The exercise: Locate each line in the records containing "with". Copy it.

Extracted entries:
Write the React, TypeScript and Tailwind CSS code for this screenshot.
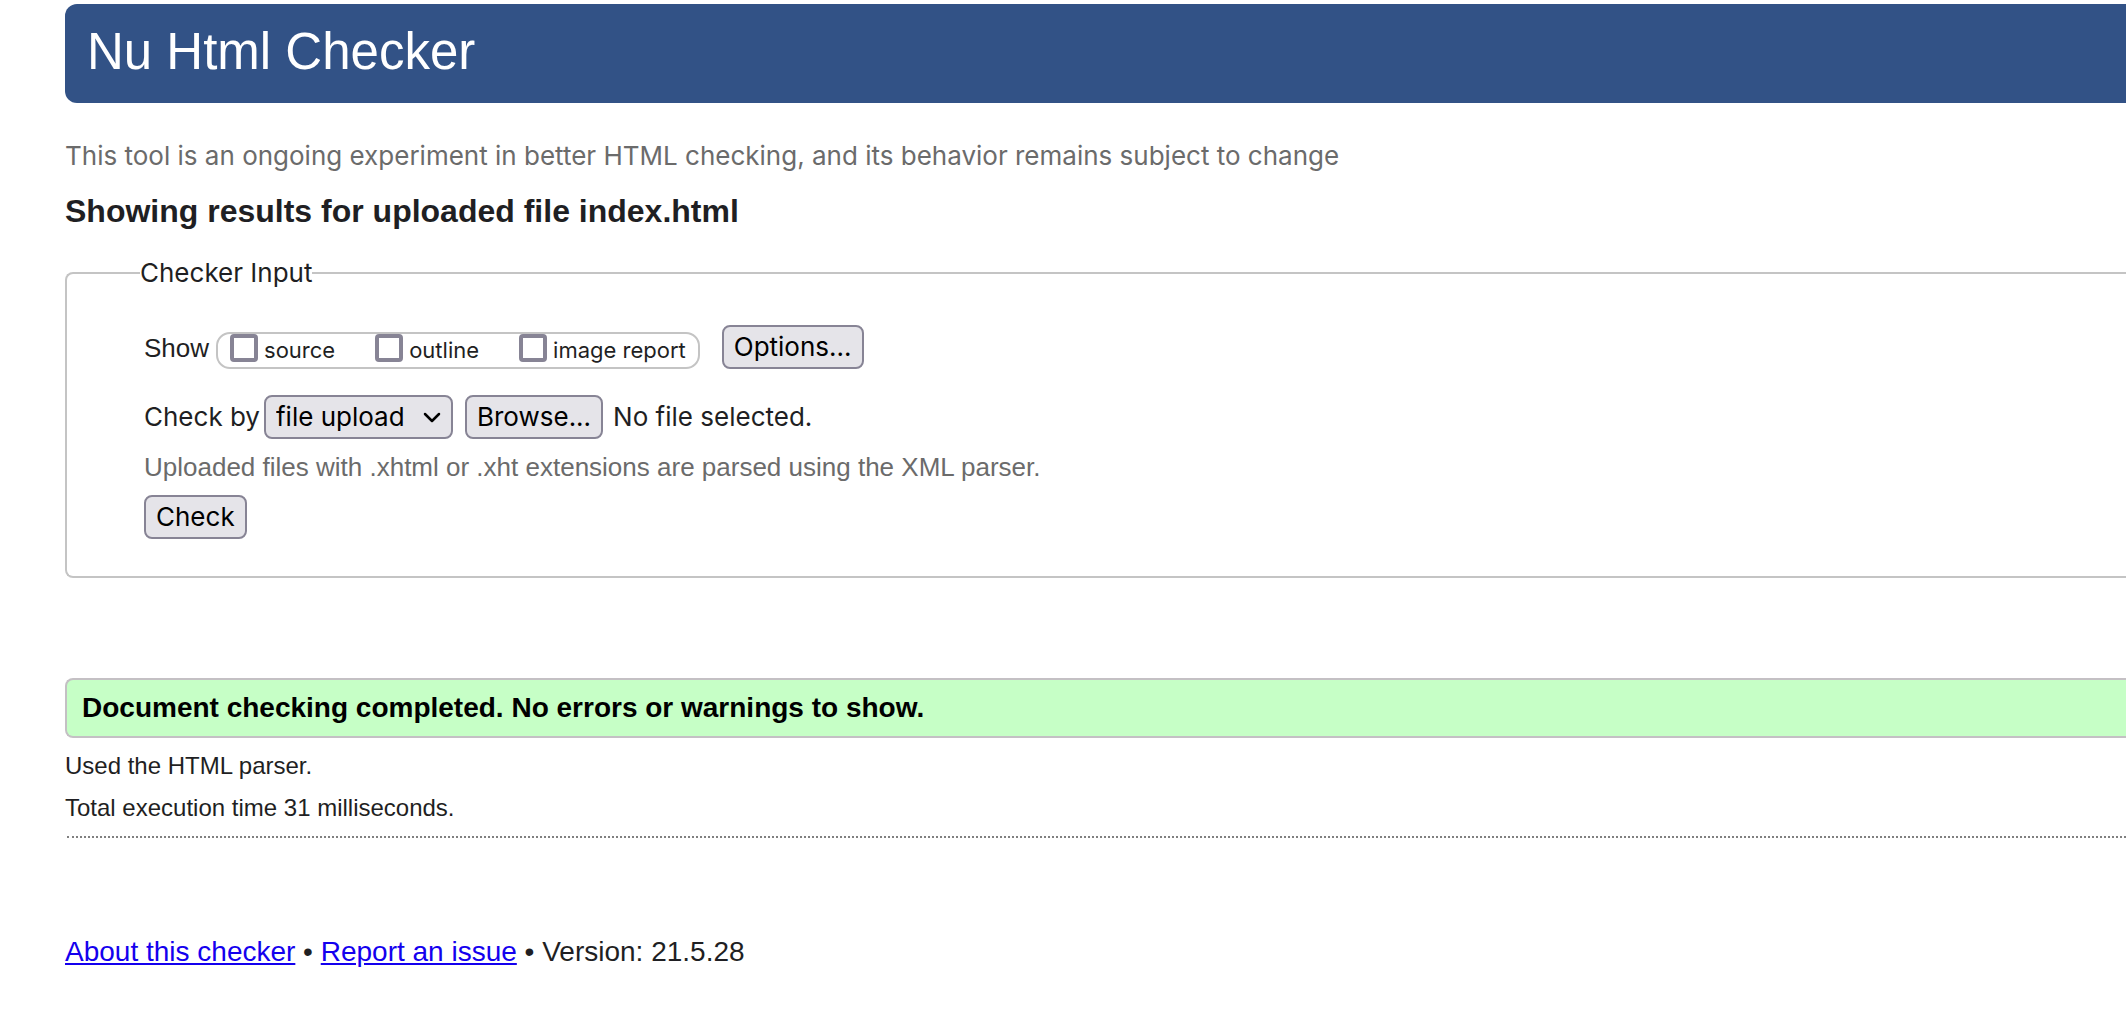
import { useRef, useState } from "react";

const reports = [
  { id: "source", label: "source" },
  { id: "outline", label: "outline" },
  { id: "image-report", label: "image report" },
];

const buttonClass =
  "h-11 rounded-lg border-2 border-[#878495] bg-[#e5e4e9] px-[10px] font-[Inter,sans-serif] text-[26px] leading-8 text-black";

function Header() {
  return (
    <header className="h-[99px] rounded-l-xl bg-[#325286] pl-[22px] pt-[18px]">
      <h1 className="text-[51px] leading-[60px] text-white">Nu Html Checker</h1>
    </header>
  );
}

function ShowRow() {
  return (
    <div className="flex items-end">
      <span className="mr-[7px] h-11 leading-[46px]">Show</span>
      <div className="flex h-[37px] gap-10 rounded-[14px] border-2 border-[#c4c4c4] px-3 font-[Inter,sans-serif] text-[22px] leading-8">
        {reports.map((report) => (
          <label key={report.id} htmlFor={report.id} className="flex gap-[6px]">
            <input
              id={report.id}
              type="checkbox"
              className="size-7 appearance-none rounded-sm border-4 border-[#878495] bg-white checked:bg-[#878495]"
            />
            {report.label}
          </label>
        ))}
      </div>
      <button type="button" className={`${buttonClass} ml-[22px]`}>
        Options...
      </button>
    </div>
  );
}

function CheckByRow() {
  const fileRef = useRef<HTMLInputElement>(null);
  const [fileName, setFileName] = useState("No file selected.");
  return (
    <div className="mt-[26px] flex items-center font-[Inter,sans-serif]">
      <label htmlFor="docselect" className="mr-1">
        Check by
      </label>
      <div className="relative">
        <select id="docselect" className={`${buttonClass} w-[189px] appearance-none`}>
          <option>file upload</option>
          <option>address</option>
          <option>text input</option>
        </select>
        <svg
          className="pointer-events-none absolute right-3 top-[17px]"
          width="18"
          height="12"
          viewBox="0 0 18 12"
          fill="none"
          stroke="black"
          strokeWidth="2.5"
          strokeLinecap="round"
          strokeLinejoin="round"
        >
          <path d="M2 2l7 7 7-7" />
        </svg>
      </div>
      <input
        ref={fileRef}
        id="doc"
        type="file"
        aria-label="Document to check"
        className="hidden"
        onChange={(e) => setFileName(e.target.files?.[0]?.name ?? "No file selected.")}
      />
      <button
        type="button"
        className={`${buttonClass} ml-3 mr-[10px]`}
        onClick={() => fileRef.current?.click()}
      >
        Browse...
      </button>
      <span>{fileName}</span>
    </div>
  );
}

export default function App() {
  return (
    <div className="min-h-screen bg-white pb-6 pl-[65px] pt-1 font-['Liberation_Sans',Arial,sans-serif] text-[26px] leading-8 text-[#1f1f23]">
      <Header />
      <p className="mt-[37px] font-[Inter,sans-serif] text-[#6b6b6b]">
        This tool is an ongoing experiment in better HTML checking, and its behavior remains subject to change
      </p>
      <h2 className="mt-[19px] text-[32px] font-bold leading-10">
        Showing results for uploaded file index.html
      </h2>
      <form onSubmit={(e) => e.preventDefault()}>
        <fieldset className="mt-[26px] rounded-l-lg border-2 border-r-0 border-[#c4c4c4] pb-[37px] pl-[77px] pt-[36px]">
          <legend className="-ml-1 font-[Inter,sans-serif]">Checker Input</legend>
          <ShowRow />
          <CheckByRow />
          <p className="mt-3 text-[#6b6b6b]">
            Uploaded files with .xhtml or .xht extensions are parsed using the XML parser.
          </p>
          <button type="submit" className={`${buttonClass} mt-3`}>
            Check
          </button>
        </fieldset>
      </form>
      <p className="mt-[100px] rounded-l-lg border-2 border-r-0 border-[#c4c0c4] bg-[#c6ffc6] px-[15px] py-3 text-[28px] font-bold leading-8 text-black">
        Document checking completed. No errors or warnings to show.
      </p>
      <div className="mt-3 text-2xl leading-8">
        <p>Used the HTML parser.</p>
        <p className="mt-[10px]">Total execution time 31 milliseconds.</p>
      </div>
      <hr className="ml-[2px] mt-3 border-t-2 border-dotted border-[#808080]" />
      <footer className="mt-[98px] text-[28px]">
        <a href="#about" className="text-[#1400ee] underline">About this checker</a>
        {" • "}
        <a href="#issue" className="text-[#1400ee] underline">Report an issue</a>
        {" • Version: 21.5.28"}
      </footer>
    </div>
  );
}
--
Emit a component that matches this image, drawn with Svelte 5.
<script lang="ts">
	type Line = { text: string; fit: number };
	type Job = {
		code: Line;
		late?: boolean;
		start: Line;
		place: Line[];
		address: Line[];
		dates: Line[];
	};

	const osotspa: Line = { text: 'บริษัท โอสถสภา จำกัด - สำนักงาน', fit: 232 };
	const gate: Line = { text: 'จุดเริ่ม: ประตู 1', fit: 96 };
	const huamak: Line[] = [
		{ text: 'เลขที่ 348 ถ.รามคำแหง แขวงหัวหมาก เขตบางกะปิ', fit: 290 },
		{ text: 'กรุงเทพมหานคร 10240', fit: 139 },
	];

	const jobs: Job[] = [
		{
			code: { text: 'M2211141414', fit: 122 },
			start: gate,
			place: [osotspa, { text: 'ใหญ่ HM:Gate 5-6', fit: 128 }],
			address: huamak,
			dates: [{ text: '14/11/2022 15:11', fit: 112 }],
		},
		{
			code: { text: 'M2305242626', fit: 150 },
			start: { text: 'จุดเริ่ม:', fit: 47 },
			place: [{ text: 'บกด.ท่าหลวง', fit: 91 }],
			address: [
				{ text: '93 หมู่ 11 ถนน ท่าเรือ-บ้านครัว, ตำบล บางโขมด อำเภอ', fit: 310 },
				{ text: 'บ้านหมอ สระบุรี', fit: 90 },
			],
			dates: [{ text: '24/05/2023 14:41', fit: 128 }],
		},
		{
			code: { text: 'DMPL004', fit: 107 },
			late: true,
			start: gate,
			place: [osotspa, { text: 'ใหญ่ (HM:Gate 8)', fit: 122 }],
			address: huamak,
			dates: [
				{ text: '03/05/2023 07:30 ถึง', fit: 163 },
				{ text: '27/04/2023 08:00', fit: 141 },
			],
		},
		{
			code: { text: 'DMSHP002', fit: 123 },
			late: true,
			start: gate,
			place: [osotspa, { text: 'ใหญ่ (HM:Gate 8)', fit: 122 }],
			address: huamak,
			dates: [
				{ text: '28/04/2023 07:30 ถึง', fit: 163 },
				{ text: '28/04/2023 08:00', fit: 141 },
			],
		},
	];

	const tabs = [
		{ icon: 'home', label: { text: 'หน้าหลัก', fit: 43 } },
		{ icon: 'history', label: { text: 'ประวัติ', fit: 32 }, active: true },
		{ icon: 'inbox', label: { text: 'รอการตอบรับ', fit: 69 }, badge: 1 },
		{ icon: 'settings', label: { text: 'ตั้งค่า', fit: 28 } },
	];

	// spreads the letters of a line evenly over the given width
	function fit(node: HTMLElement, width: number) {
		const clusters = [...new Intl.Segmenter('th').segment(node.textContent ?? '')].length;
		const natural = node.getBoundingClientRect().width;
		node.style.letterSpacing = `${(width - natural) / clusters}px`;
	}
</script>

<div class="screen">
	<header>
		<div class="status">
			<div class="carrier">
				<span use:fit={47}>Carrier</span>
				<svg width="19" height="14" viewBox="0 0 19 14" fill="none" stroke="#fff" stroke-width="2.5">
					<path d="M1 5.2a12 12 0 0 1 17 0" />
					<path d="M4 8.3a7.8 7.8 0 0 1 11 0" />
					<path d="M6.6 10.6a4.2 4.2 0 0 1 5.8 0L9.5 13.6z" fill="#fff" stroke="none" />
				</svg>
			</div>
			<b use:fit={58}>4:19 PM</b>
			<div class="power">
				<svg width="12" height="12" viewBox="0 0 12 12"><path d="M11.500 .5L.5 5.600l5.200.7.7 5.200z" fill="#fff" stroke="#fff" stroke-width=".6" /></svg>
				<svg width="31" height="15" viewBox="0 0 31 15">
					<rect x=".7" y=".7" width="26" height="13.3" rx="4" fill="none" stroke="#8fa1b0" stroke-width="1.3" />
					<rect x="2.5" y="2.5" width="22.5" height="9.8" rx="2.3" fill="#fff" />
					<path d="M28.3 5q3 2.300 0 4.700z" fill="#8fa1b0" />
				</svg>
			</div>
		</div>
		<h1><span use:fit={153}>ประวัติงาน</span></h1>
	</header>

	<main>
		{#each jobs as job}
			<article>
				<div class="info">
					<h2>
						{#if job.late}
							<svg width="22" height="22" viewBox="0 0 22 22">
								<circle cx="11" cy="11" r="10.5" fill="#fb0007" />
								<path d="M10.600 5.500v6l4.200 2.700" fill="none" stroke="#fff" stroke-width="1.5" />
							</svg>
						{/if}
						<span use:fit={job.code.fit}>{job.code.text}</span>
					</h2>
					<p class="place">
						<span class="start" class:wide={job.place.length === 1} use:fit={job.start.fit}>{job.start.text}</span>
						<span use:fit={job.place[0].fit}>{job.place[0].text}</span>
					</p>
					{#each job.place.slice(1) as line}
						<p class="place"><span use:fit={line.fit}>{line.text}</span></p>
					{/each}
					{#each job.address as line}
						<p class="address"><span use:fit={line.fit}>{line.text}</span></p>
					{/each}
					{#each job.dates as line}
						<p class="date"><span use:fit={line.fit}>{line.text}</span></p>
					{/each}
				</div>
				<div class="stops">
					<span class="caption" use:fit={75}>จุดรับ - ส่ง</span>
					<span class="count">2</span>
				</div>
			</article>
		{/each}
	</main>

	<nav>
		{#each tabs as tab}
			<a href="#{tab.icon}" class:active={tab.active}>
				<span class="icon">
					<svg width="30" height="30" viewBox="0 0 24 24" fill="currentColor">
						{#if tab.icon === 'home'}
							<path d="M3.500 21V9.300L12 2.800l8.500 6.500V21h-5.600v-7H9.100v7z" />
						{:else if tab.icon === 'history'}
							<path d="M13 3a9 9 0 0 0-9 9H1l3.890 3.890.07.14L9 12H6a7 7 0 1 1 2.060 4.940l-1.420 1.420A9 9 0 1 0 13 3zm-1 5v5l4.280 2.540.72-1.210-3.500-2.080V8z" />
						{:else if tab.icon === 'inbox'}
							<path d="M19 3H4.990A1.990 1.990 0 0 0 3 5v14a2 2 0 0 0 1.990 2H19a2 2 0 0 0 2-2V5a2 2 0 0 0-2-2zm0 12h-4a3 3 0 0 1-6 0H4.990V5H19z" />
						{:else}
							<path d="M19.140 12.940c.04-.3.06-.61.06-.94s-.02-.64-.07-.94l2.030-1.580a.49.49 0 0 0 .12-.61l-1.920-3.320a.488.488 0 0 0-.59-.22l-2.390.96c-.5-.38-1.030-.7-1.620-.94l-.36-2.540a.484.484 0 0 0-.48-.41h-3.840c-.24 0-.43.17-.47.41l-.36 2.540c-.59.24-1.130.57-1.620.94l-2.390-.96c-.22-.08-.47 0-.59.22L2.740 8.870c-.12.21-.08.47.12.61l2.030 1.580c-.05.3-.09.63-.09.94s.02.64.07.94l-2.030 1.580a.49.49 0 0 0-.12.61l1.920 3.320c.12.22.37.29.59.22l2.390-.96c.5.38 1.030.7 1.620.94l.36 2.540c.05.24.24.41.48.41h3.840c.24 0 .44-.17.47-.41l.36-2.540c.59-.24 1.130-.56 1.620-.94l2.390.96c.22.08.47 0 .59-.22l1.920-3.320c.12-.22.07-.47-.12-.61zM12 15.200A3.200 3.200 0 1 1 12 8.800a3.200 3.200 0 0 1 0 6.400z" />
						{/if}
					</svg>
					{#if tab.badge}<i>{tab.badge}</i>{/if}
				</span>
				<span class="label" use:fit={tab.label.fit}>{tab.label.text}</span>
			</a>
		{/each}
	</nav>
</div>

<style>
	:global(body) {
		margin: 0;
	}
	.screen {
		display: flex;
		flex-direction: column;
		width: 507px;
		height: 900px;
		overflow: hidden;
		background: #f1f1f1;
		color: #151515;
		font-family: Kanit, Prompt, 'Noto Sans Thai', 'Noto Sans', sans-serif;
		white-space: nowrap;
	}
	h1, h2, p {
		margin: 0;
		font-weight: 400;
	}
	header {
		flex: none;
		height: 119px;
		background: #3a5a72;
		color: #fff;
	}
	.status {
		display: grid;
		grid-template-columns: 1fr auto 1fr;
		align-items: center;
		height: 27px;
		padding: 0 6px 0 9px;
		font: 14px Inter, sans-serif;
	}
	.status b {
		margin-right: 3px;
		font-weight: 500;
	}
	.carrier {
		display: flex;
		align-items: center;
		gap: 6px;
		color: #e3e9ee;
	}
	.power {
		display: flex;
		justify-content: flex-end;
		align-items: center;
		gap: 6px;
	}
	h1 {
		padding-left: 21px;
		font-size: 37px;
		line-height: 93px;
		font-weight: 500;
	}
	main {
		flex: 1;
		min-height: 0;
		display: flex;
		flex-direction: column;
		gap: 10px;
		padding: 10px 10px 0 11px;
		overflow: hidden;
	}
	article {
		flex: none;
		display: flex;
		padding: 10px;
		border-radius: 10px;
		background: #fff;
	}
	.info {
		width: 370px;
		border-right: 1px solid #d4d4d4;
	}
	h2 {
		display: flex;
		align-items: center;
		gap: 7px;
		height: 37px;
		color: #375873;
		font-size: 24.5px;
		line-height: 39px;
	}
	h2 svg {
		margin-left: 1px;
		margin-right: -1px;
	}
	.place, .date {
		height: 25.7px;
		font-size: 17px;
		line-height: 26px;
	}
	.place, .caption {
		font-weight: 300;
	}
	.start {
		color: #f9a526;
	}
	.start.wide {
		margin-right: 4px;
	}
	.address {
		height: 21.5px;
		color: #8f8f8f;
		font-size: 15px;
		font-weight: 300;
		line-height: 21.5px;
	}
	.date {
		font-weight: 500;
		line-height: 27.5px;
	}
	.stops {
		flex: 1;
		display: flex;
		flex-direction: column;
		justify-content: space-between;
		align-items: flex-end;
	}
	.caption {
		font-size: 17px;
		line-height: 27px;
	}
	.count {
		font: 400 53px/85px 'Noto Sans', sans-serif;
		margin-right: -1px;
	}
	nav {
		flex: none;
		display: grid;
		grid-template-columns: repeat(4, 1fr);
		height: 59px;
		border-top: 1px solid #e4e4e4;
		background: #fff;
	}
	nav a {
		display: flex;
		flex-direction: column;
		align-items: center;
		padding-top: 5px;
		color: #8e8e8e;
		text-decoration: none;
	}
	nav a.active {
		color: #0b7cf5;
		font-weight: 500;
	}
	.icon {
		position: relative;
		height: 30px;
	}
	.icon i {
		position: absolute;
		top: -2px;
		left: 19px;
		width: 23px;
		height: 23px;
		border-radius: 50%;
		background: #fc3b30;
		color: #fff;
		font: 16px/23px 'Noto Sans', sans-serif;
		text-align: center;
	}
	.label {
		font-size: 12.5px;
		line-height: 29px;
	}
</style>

Written response:
            Uploaded files with .xhtml or .xht extensions are parsed using the XML parser.
Emit a component that matches this image, drawn with Svelte 5.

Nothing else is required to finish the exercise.